In the Battle of the Somme in 1916, threequarters of the Battalion were casualties. They were credited with making the deepest advance into enemy territory, reaching the ruined hamlet of Contalmaison which lay deep within the German trench system.
My Remembrance avatar last year was the memorial to the 16th Royal Scots at Contalmaison.
In 1922, the club and the City of Embra erected this memorial to the fallen, including the seven footballers who never came home.

Every Remembrance Sunday, players, officials and fans hold a service there and lay their wreaths. It always feels right to be there. Not a comment on the rights or wrongs of any conflict or the waste or not of human life. Just, in my opinion, a celebration of something in the human spirit that we should never forget or lose.

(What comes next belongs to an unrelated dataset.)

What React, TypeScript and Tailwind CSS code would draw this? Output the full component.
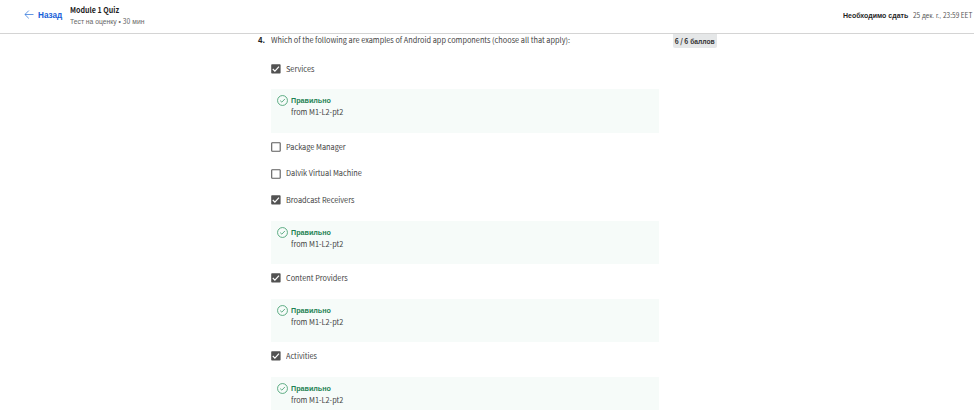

They put the memorial in storage in 2009 as part of the Great Embran Tram fiasco. There was a service held today at the Hearts stadium with players, past and present, Club officials and fans attending in numbers but it just would not have been the same for me. I watched the Cenotaph ceremony instead.
We’ve been promised by the Council that the memorial will be back in place next year. If so, I’ll be there.

Rituals, John are very important; it is a continuity thing and I can understand why you decided to stay at home.
I hope you will be able to continue this next year.
“Just, in my opinion, a celebration of something in the human spirit that we should never forget or lose.”
Well said.
John, I’ve been watching the finals of the Scottish Open Indoor Bowls on Eurosport. The main sponsor seems to be the Coop Funeral Service!! It speaks volumes for the image (if not the participants)! The finalists didn’t look much more than 40.
Nice one JM,
I did my usual, hopped on the bike and found a spot where there was absolutely no bugger about to disturb me.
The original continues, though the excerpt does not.